The English foot has a frequency of 77,760 cycles per sid-day at reasonable Mediterranean latitudes. Dividing by 3 we get a frequency of 25,920 cycles which will give us a pendulum of length 9 English feet and incidentally of ten Assyrian feet of 10.8 inches, see Oppert's work at Khorsabad. A frequency of 25,920 cycles is, of course, the Jewish time interval, the heleq of 3.3333 seconds, still in use today. The heleq pendulum is, as I have mentioned, 9 English feet long and ten Assyrian feet long.

The question is how would the ancients have calibrated their pendulums? Which is why your analysis of Sumerian time interested me.

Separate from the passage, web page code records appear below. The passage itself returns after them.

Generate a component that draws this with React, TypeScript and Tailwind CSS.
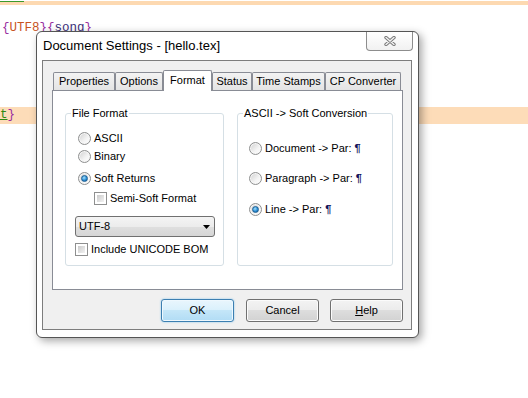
import React from 'react'
import clsx from 'clsx'

function Radio({ checked }: { checked?: boolean }) {
  return (
    <span className="flex h-[13px] w-[13px] shrink-0 items-center justify-center rounded-full border border-[#8e8f8f] bg-[linear-gradient(135deg,#cfcfcf,#f4f4f4_60%,#ffffff)] shadow-[inset_0_0_0_1px_#f6f6f6]">
      {checked && (
        <span className="h-[7px] w-[7px] rounded-full border border-[#1d5f93] bg-[radial-gradient(circle_at_40%_35%,#a6e0fb,#2b8fd6_55%,#0d4f87)]" />
      )}
    </span>
  )
}

function Check() {
  return (
    <span className="flex h-[13px] w-[13px] shrink-0 border border-[#8e8f8f] bg-white p-[2px]">
      <span className="block h-full w-full bg-[linear-gradient(135deg,#cbcbcb,#f2f2f2)]" />
    </span>
  )
}

function Option({ children, checked, className }: { children: React.ReactNode; checked?: boolean; className?: string }) {
  return (
    <div className={clsx('flex h-[13px] items-center gap-[3px]', className)}>
      <Radio checked={checked} />
      <span className="whitespace-nowrap">{children}</span>
    </div>
  )
}

function Button({ children, primary, className }: { children: React.ReactNode; primary?: boolean; className?: string }) {
  return (
    <div
      className={clsx(
        'flex h-[23px] w-[73px] items-center justify-center rounded-[3px] border',
        primary
          ? 'border-[#3c7fb1] bg-[linear-gradient(#e9f6fd,#d9f0fc_50%,#c4e6f8_50%,#b1dcf5)] shadow-[inset_0_0_0_1px_#eef8fe,0_0_2px_#7fc2ec]'
          : 'border-[#707070] bg-[linear-gradient(#f3f3f3,#ebebeb_50%,#dddddd_50%,#d2d2d2)] shadow-[inset_0_0_0_1px_#fbfbfb]',
        className,
      )}
    >
      {children}
    </div>
  )
}

const tabs = [
  { label: 'Properties', w: 'w-[62px]' },
  { label: 'Options', w: 'w-[48px]' },
  { label: 'Format', w: 'w-[49px]', active: true },
  { label: 'Status', w: 'w-[40px]' },
  { label: 'Time Stamps', w: 'w-[73px]' },
  { label: 'CP Converter', w: 'w-[76px]' },
]

export default function App() {
  return (
    <div className="relative h-[398px] w-[528px] overflow-hidden bg-white">
      {/* Editor behind the dialog */}
      <div className="h-[4px] bg-[#fdd9b1]">
        <div className="mt-[1px] h-[1px] w-[24px] bg-[#3c9a2c]" />
      </div>
      <div className="mt-[16px] h-[15px] pl-[2px] font-['Liberation_Mono',monospace] text-[12.5px] leading-[15px] whitespace-pre">
        <span className="text-[#9a2fa0]">{'{'}</span>
        <span className="text-[#c8531e]">UTF8</span>
        <span className="text-[#9a2fa0]">{'}{'}</span>
        <span className="text-[#3b2f7a]">song</span>
        <span className="text-[#9a2fa0]">{'}'}</span>
      </div>
      <div className="mt-[71px] flex h-[17px] items-center bg-[#fddcb8] font-['Liberation_Mono',monospace] text-[12.5px] leading-[15px]">
        <span className="text-[#2e8a12] underline">t</span>
        <span className="text-[#9a2fa0]">{'}'}</span>
      </div>

      {/* Dialog window */}
      <div className="absolute left-[36px] top-[31px] flex h-[307px] w-[383px] flex-col rounded-[6px] border border-[#555555] bg-white font-['Liberation_Sans',Arial,sans-serif] text-[11px] leading-[13px] text-black shadow-[3px_3px_8px_rgba(0,0,0,0.35)]">
        <div className="flex h-[28px] shrink-0 items-start pl-[6px] pr-[5px]">
          <span className="mt-[6px] text-[13px] leading-[15px]">Document Settings - [hello.tex]</span>
          <div className="ml-auto flex h-[19px] w-[47px] items-center justify-center rounded-b-[4px] border border-t-0 border-[#8d8d8d] bg-[linear-gradient(#ffffff,#f1f1f1)]">
            <svg width="12" height="10" viewBox="0 0 12 10">
              <path d="M2 1.5 10 8.5M10 1.5 2 8.5" stroke="#7a7a7a" strokeWidth="3.4" strokeLinecap="round" />
              <path d="M2 1.5 10 8.5M10 1.5 2 8.5" stroke="#f4f4f4" strokeWidth="1.4" strokeLinecap="round" />
            </svg>
          </div>
        </div>

        <div className="mb-[7px] ml-[5px] mr-[6px] flex h-[270px] flex-col border border-[#7d7d7d] bg-[#f0f0f0] pb-[7px] pl-[9px] pr-[8px] pt-[9px]">
          {/* Tabs */}
          <div className="ml-[1px] flex h-[21px] items-end">
            {tabs.map((t) =>
              t.active ? (
                <div
                  key={t.label}
                  className={clsx(
                    'relative z-10 flex h-[21px] justify-center rounded-t-[2px] border border-b-0 border-[#898c95] bg-white pt-[3px]',
                    t.w,
                  )}
                >
                  {t.label}
                </div>
              ) : (
                <div
                  key={t.label}
                  className={clsx(
                    'mb-[1px] flex h-[18px] justify-center rounded-t-[2px] border border-b-0 border-[#898c95] bg-[linear-gradient(#f3f3f3,#e4e4e4)] pt-[2px] whitespace-nowrap',
                    t.w,
                  )}
                >
                  {t.label}
                </div>
              ),
            )}
          </div>

          {/* Panel */}
          <div className="-mt-px flex h-[200px] gap-[13px] border border-[#898c95] bg-white pl-[12px] pr-[9px] pt-[16px]">
            <fieldset className="h-[159px] w-[159px] rounded-[3px] border border-[#d5dfe5]">
              <legend className="ml-[5px] px-[1px] leading-[13px]">File Format</legend>
              <div className="flex flex-col items-start pl-[12px]">
                <Option className="mt-[12px]">ASCII</Option>
                <Option className="mt-[5px]">Binary</Option>
                <Option className="mt-[9px]" checked>
                  Soft Returns
                </Option>
                <div className="ml-[16px] mt-[7px] flex h-[13px] items-center gap-[3px]">
                  <Check />
                  <span>Semi-Soft Format</span>
                </div>
                <div className="-ml-[3px] mt-[11px] flex h-[21px] w-[140px] items-center justify-between rounded-[3px] border border-[#707070] bg-[linear-gradient(#f4f4f4,#ececec_50%,#dfdfdf_50%,#d6d6d6)] pl-[3px] pr-[4px]">
                  <span>UTF-8</span>
                  <svg width="7" height="4" viewBox="0 0 7 4">
                    <path d="M0 0h7L3.5 4z" fill="#000" />
                  </svg>
                </div>
                <div className="-ml-[3px] mt-[6px] flex h-[13px] items-center gap-[3px]">
                  <Check />
                  <span>Include UNICODE BOM</span>
                </div>
              </div>
            </fieldset>

            <fieldset className="h-[159px] w-[156px] rounded-[3px] border border-[#d5dfe5]">
              <legend className="ml-[5px] px-[1px] leading-[13px]">{'ASCII -> Soft Conversion'}</legend>
              <div className="flex flex-col items-start pl-[11px]">
                <Option className="mt-[22px]">
                  {'Document -> Par: '}
                  <span className="font-bold text-[#14145a]">¶</span>
                </Option>
                <Option className="mt-[17px]">
                  {'Paragraph -> Par: '}
                  <span className="font-bold text-[#14145a]">¶</span>
                </Option>
                <Option className="mt-[18px]" checked>
                  {'Line -> Par: '}
                  <span className="font-bold text-[#14145a]">¶</span>
                </Option>
              </div>
            </fieldset>
          </div>

          {/* Buttons */}
          <div className="mt-[9px] flex justify-end">
            <Button primary className="mr-[12px]">
              OK
            </Button>
            <Button className="mr-[11px]">Cancel</Button>
            <Button>
              <span>
                <span className="underline">H</span>elp
              </span>
            </Button>
          </div>
        </div>
      </div>
    </div>
  )
}
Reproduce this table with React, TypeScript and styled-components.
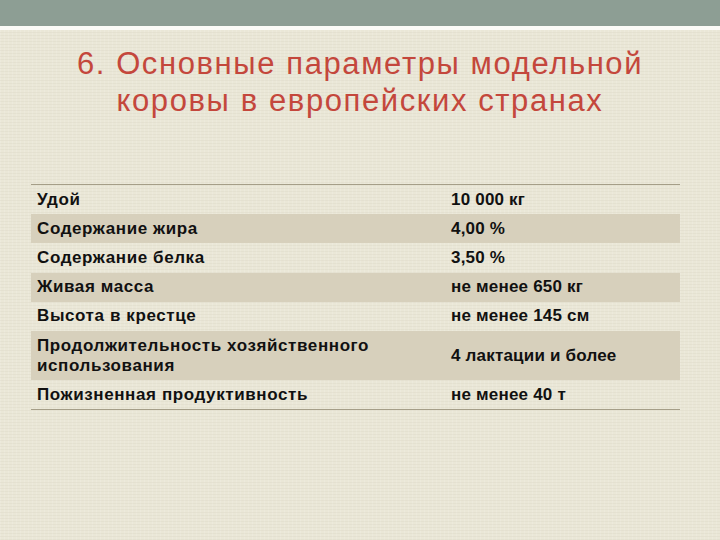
import styled, { createGlobalStyle } from "styled-components";

const GlobalStyle = createGlobalStyle`
  html, body {
    margin: 0;
    padding: 0;
  }
  body {
    font-family: "Liberation Sans", Arial, sans-serif;
  }
`;

const rows = [
  { label: "Удой", value: "10 000 кг", shaded: false },
  { label: "Содержание жира", value: "4,00 %", shaded: true },
  { label: "Содержание белка", value: "3,50 %", shaded: false },
  { label: "Живая масса", value: "не менее 650 кг", shaded: true },
  { label: "Высота в крестце", value: "не менее 145 см", shaded: false },
  {
    label: "Продолжительность хозяйственного использования",
    value: "4 лактации и более",
    shaded: true,
  },
  { label: "Пожизненная продуктивность", value: "не менее 40 т", shaded: false },
];

const Slide = styled.div`
  width: 720px;
  height: 540px;
  overflow: hidden;
  display: flex;
  flex-direction: column;
  background-color: #eae7d7;
  background-image:
    repeating-linear-gradient(0deg, rgba(120, 110, 80, 0.05) 0px, rgba(120, 110, 80, 0.05) 1px, transparent 1px, transparent 3px),
    repeating-linear-gradient(90deg, rgba(255, 255, 255, 0.12) 0px, rgba(255, 255, 255, 0.12) 1px, transparent 1px, transparent 4px);
`;

const TopBar = styled.div`
  height: 26px;
  background-color: #8d9e94;
  flex-shrink: 0;
`;

const Strip = styled.div`
  height: 4px;
  background-color: #fbfbf7;
  flex-shrink: 0;
`;

const Title = styled.h1`
  margin: 15px 0 0;
  font-family: "Liberation Sans", Arial, sans-serif;
  font-weight: normal;
  font-size: 31px;
  letter-spacing: 1.6px;
  line-height: 37px;
  color: #c4473c;
  text-align: center;
`;

const Table = styled.div`
  margin: 65px 40px 0 31px;
  border-top: 1px solid #a59e88;
  border-bottom: 1px solid #a59e88;
  display: flex;
  flex-direction: column;
`;

const Row = styled.div<{ $shaded: boolean }>`
  display: grid;
  grid-template-columns: 420px 1fr;
  align-items: center;
  background-color: ${(p) => (p.$shaded ? "#d7d0bc" : "transparent")};
`;

const Cell = styled.div`
  padding: 4.7px 6px 4.5px;
  font-size: 17px;
  letter-spacing: 0.6px;
  font-weight: bold;
  line-height: 20px;
  color: #111;
`;

const ValueCell = styled(Cell)`
  padding-left: 0;
  letter-spacing: 0.2px;
`;

export default function App() {
  return (
    <>
      <GlobalStyle />
      <Slide>
        <TopBar />
        <Strip />
        <Title>
          6. Основные параметры модельной
          <br />
          коровы в европейских странах
        </Title>
        <Table>
          {rows.map((row) => (
            <Row key={row.label} $shaded={row.shaded}>
              <Cell>{row.label}</Cell>
              <ValueCell>{row.value}</ValueCell>
            </Row>
          ))}
        </Table>
      </Slide>
    </>
  );
}
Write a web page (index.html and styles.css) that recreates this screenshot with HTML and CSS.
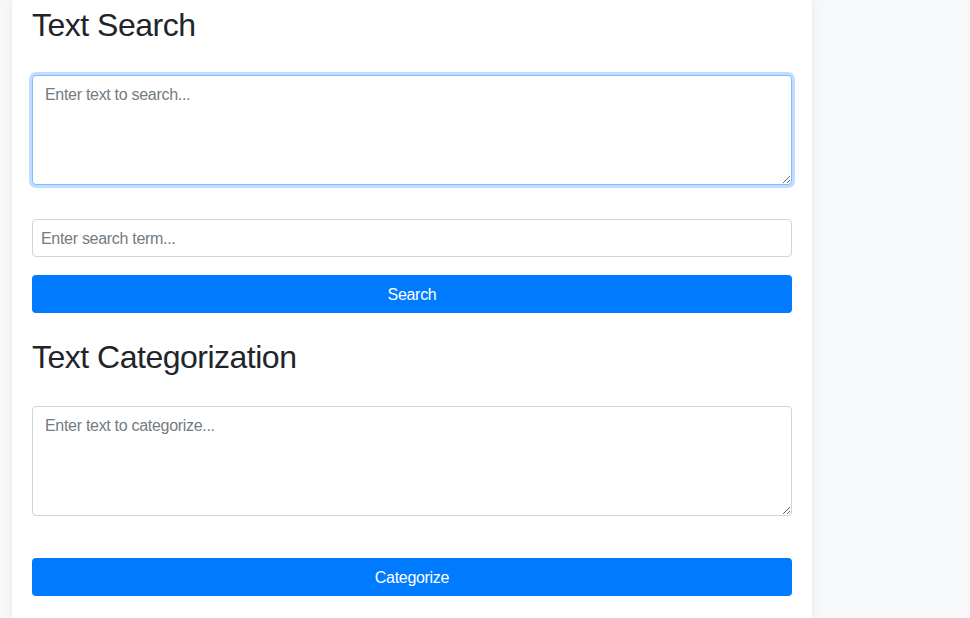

How would you calibrate a pendulum so that it would swing exactly 19,200 = 2^8*3*5^2 times in a sidereal day? What you need is a method to measure a celestial angle and to take as your temporal unit the time it takes a point source star to cross that angle.

In one Sumerian sidereal hour, this pendulum must swing exactly 800 times. If we can divides this hour angle into 20 three minute parts, the pendulum must make a full swing exactly 40 times in those three minutes -- which should be easy for a priest to count, and very accurate because a star is a point source and will appear and disappear instantly as it passes across the three minute slot.

The pendulum will then be exactly ten Sumerian cubits long.

My java pendulum simulation (the associated data now woefully out of date) is still a reasonably accurate representation of latitude, elevation, and swing angle variables and is at donaldkingsbury.com and you might want to fool around with it. I'd love to chat with you about Sumerian astronomical instrumentation.